Petitioner has not exhausted his state court remedies on these claims. Indeed, plaintiff states that his trial was about to commence at the time he filed his habeas petition in this Court. Furthermore, such claims by petitioner do not allege any extraordinary circumstances that would justify this Court's exercise of habeas relief. There is no basis for this Court to intervene in petitioner's state criminal proceedings at this time. This action appears to be an attempt by petitioner to litigate constitutional defenses prematurely in federal court. It is improper at this time to raise these claims in this fashion and such claims do not constitute extraordinary circumstances. See Duran, 393 F.Appx. at 4 (citing Moore, 515 F.2d at 445). The proper procedure is for petitioner to exhaust his constitutional claims before all three levels of the New Jersey state courts. If he is unsuccessful (and by that time a criminal judgment has been entered against him), petitioner can then present his constitutional claims in this Court in a petition for writ of habeas corpus pursuant to 28 U.S.C. § 2254. See Scheffler v. Brothers, No. 13-0993, 2013 WL 5287224, at *2 (D.N.J. Sept. 18, 2013) (noting that proper procedure where pretrial detainee was arguing that he should be released in a § 2241 petition due to a lack of probable cause for arrest was to exhaust his constitutional claims before all three levels of New Jersey state courts and then present them in federal court in a § 2254 habeas petition); Bey v. Cohen, No. 13-1301, 2013 WL 948613, at *2 (D.N.J. Mar. 11, 2013) (noting where pretrial detainee raised constitutional claims in § 2241 petition, including false arrest, proper procedure was to have petitioner exhaust his constitutional claims before all three levels of New Jersey state courts then present them in federal court in a § 2254 habeas petition). Indeed, in Moore, the Third Circuit noted in the context of analyzing a speedy trial claim that:
Petitioner... will have an opportunity to raise his claimed denial of the right to a speedy trial during his state trial and in any subsequent appellate proceedings in the state courts. Once he has exhausted state court remedies, the federal courts will, of course, be open to him, if need be, to entertain any petition for habeas corpus relief which may be presented. These available procedures amply serve to protect [petitioner]'s constitutional rights without pre-trial federal intervention in the orderly functioning of state criminal processes.
515 F.2d at 449.
Additionally, it is worth noting the applicability of the Younger v. Harris, 401 U.S. 37 (1971) abstention doctrine in this case. Under the Younger abstention doctrine, "federal courts must abstain in certain circumstances from exercising jurisdiction over a claim where resolution of that claim would interfere with an ongoing state proceeding." Miller v. Mitchell, 598 F.3d 139, 145 (3d Cir. 2010). "For the Younger abstention to apply, three conditions must be satisfied: (1) state-court proceedings must be ongoing and judicial in nature; (2) the state-court proceedings must implicate important state interests; and (3) those proceedings must afford an adequate opportunity to raise federal claims." Hill v. Barnacle, 523 F.Appx. 856, 857-58 (3d Cir. 2013) (per curiam) (citing Lazaridis v. Wehmer, 591 F.3d 666, 670 (3d Cir. 2010) (citing Addiction Specialists, Inc. v. Twp. of Hampton, 411 F.3d 399, 408 (3d Cir. 2005))). "If all three prongs of the Younger analysis are met, federal courts should abstain unless there is a showing of bad faith, harassment, or some other extraordinary circumstance that would make abstention inappropriate.'" Id. at 858 (quoting Middlesex Cnty. Ethics Comm. v. Garden State Bar Ass'n, 457 U.S. 423, 435 (1982)).
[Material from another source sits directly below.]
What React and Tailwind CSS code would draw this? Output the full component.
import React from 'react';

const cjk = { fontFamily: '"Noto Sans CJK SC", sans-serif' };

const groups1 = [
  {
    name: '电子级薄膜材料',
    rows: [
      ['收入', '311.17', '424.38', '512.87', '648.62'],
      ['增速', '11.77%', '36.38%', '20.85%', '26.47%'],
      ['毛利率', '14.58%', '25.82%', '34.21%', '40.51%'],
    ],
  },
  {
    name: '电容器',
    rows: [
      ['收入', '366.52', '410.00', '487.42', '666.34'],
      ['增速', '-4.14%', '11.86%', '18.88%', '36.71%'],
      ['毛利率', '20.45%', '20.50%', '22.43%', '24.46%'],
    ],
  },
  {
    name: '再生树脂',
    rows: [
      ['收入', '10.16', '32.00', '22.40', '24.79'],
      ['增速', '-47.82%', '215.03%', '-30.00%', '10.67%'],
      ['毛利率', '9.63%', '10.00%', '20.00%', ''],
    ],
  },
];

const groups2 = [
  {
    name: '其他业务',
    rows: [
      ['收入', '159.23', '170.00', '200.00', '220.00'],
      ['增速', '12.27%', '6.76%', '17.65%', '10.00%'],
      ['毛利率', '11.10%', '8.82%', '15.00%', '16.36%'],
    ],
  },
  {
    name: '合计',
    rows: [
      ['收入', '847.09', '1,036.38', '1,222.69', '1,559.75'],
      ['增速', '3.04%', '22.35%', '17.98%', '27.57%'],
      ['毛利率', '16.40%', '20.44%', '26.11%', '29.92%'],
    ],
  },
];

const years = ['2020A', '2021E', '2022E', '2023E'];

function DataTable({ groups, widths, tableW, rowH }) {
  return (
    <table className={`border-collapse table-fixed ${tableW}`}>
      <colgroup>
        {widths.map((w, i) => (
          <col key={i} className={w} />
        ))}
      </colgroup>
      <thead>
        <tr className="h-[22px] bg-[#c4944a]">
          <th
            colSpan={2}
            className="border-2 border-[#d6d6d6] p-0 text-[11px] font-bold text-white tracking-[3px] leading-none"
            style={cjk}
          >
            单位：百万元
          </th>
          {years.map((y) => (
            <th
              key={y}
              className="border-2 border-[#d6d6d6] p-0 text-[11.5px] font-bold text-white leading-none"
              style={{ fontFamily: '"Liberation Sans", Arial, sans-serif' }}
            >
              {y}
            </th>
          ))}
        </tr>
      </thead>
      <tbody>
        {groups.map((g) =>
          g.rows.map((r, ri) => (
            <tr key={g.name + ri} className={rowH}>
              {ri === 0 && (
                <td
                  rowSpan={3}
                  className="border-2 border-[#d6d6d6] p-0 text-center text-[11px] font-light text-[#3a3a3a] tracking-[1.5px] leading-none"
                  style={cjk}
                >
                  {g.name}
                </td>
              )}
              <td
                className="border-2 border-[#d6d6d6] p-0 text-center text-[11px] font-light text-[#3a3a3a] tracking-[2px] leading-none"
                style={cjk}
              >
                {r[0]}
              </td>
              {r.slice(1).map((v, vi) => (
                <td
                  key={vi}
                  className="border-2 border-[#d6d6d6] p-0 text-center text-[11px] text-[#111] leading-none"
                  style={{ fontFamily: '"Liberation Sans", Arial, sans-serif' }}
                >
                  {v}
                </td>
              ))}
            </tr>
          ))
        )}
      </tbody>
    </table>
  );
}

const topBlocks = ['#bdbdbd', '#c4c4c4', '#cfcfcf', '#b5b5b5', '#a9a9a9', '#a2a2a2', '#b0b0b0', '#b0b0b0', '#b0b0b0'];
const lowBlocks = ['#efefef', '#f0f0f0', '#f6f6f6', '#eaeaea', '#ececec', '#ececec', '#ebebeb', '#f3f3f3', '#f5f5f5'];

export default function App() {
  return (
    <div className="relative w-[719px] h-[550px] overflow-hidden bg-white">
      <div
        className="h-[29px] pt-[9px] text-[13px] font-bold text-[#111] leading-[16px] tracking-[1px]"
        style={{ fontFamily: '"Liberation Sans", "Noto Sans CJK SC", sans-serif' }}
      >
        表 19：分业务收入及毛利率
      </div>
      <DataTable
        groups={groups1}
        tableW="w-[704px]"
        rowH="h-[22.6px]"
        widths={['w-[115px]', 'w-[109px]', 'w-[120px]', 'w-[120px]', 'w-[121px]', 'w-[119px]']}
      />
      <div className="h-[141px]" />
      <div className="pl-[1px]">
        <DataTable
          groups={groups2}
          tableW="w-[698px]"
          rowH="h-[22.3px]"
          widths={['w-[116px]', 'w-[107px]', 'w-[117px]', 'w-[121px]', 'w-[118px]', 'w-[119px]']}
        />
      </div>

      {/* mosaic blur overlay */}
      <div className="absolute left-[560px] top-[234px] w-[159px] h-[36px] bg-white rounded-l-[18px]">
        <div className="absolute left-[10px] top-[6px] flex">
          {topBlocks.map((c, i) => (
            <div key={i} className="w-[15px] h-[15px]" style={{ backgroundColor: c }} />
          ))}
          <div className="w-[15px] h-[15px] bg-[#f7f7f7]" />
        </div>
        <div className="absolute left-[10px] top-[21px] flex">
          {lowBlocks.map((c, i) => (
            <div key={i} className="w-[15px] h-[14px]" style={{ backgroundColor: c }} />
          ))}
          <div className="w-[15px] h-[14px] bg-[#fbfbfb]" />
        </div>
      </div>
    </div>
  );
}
In this case, based on the statements in the petition, petitioner is in the midst of proceedings on his criminal charges in state court. Thus, these ongoing state criminal proceedings certainly implicate important state interests. Furthermore, petitioner has the opportunity to raise his constitutional claims in any state direct appeal and/or post-conviction relief petition he may elect to file. Accordingly, Younger abstention also leads the Court to conclude that dismissal of the habeas petition is appropriate. Accord Smith, 2011 WL 6012976, at *2 (applying Younger abstention to pretrial detainee's habeas corpus petition that argued that more than 180 days had passed since his arrest without him bring brought to trial in violation of the Pennsylvania Rules of Criminal Procedure, challenging his continued detention without bail and that he is innocent of the charges brought against him); Wiggins, 2010 WL 3909873, at *3 n.4 (applying Younger abstention to pretrial detainee's § 2241 habeas petition that alleged that the charges against him were false, that he is innocent and that excessive force was used by the police officers during the arrest without provocation).
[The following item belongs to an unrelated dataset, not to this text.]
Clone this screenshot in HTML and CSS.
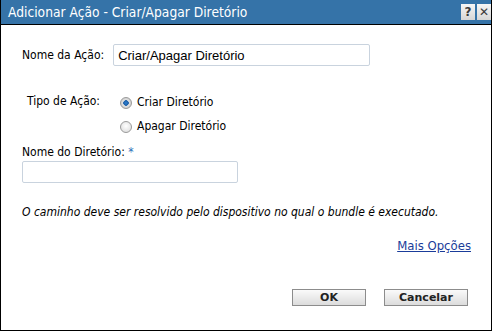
FILE: index.html
```html
<!DOCTYPE html>
<html>
<head>
    <meta charset="utf-8" />
    <title>Adicionar Ação - Criar/Apagar Diretório</title>
    <link rel="stylesheet" href="styles.css">
</head>
<body>
    <div class="dialog">
        <div class="titlebar">
            <span class="title">Adicionar Ação - Criar/Apagar Diretório</span>
            <span class="tbtns">
                <span class="tbtn">?</span>
                <span class="tbtn">&#x2715;</span>
            </span>
        </div>
        <div class="content">
            <div class="row-nome">
                <label class="lbl">Nome da Ação:</label>
                <input type="text" class="tb tb-nome" value="Criar/Apagar Diretório" />
            </div>
            <div class="row-tipo">
                <span class="lbl lbl-tipo">Tipo de Ação:</span>
                <div class="radios">
                    <label class="radio"><input type="radio" name="tipo" checked /> Criar Diretório</label>
                    <label class="radio"><input type="radio" name="tipo" /> Apagar Diretório</label>
                </div>
            </div>
            <div class="lbl lbl-dir">Nome do Diretório: <span class="req">*</span></div>
            <input type="text" class="tb tb-dir" />
            <p class="nota">O caminho deve ser resolvido pelo dispositivo no qual o bundle é executado.</p>
            <div class="mais"><a href="#">Mais Opções</a></div>
            <div class="botoes">
                <button class="btn btn-ok">OK</button>
                <button class="btn">Cancelar</button>
            </div>
        </div>
    </div>
</body>
</html>
```

FILE: styles.css
```css
body {
    margin: 0;
    background-color: #ffffff;
}

.dialog {
    width: 490px;
    height: 330px;
    border: 1px solid #000000;
    border-top: none;
    font-family: "DejaVu Sans Condensed", "DejaVu Sans", sans-serif;
    font-size: 12px;
    line-height: 15px;
    color: #000000;
}

.titlebar {
    height: 24px;
    background-color: #3573a8;
    border-bottom: 1px solid #000000;
    display: flex;
    align-items: center;
    justify-content: space-between;
}

.title {
    color: #ffffff;
    font-size: 13.7px;
    padding-left: 7px;
    padding-top: 1px;
}

.tbtns {
    display: flex;
    gap: 2px;
}

.tbtn {
    width: 14px;
    height: 16px;
    background: linear-gradient(#f6f6f6, #d6d6d6);
    color: #3a3a3a;
    font-family: "DejaVu Sans", sans-serif;
    font-weight: bold;
    font-size: 12px;
    line-height: 16px;
    text-align: center;
}

.content {
    padding: 19px 20px 0 21px;
}

.row-nome {
    display: flex;
    align-items: center;
    gap: 9px;
}

.tb {
    display: block;
    height: 22px;
    box-sizing: border-box;
    border: 1px solid #c9d3de;
    border-radius: 2px;
    font-family: "Liberation Sans", Arial, sans-serif;
    font-size: 13px;
    padding: 0 4px;
    margin: 0;
}

.tb-nome {
    width: 257px;
}

.row-tipo {
    display: flex;
    margin-top: 28px;
    padding-left: 5px;
}

.lbl-tipo {
    width: 93px;
}

.radios {
    display: flex;
    flex-direction: column;
    gap: 9px;
    margin-top: 1px;
}

.radio {
    display: flex;
    align-items: center;
}

.radio input {
    appearance: none;
    width: 12px;
    height: 12px;
    margin: 0 5px 0 0;
    border: 1px solid #9a9a9a;
    border-radius: 50%;
    background: radial-gradient(circle at 50% 40%, #ffffff, #d8d8d8);
    box-sizing: border-box;
}

.radio input:checked {
    background: radial-gradient(circle, #2f7fd0 0, #1c5fa8 2.5px, #e2e2e2 3px, #c8c8c8 6px);
}

.lbl-dir {
    margin-top: 11px;
}

.req {
    color: #2a6fb8;
}

.tb-dir {
    width: 216px;
    margin-top: 1px;
}

.nota {
    font-style: italic;
    margin: 22px 0 0 0;
}

.mais {
    text-align: right;
    margin-top: 18px;
    padding-right: 0px;
    font-size: 13px;
}

.mais a {
    color: #1a3c9a;
}

.botoes {
    display: flex;
    justify-content: flex-end;
    gap: 18px;
    margin-top: 36px;
    padding-right: 3px;
}

.btn {
    width: 84px;
    height: 17px;
    background: linear-gradient(#fafafa, #dcdcdc);
    border: 1px solid #8c8c8c;
    font-family: "DejaVu Sans", sans-serif;
    font-size: 11px;
    font-weight: bold;
    color: #222222;
    padding: 0;
}

.btn-ok {
    width: 74px;
}
```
Therefore, the habeas petition will be dismissed without prejudice as petitioner's claims are not properly brought before this Court at this time. Furthermore, pursuant to 28 U.S.C. 2253(c)(1)(A), unless a circuit justice or judge issues a certificate of appealability an appeal may not be taken to the court of appeals from "the final order in a habeas corpus proceeding in which the detention complained of arises out of a process issued by a State court." A certificate of appealability may issue "only if the applicant has made a substantial showing of the denial of a constitutional right." 28 U.S.C. § 2253(c)(2). "A petitioner satisfies this standard by demonstrating that jurists of reason could disagree with the district court's resolution of his constitutional claims or that jurists could conclude the issues presented are adequate to deserve encouragement further." Miller-El v. Cockrell, 537 U.S. 322, 327 (2003). Applying this standard, the Court finds that a certificate of appealability shall not issue in this case.
For the foregoing reasons, the habeas petition will be dismissed without prejudice. An appropriate order will be entered.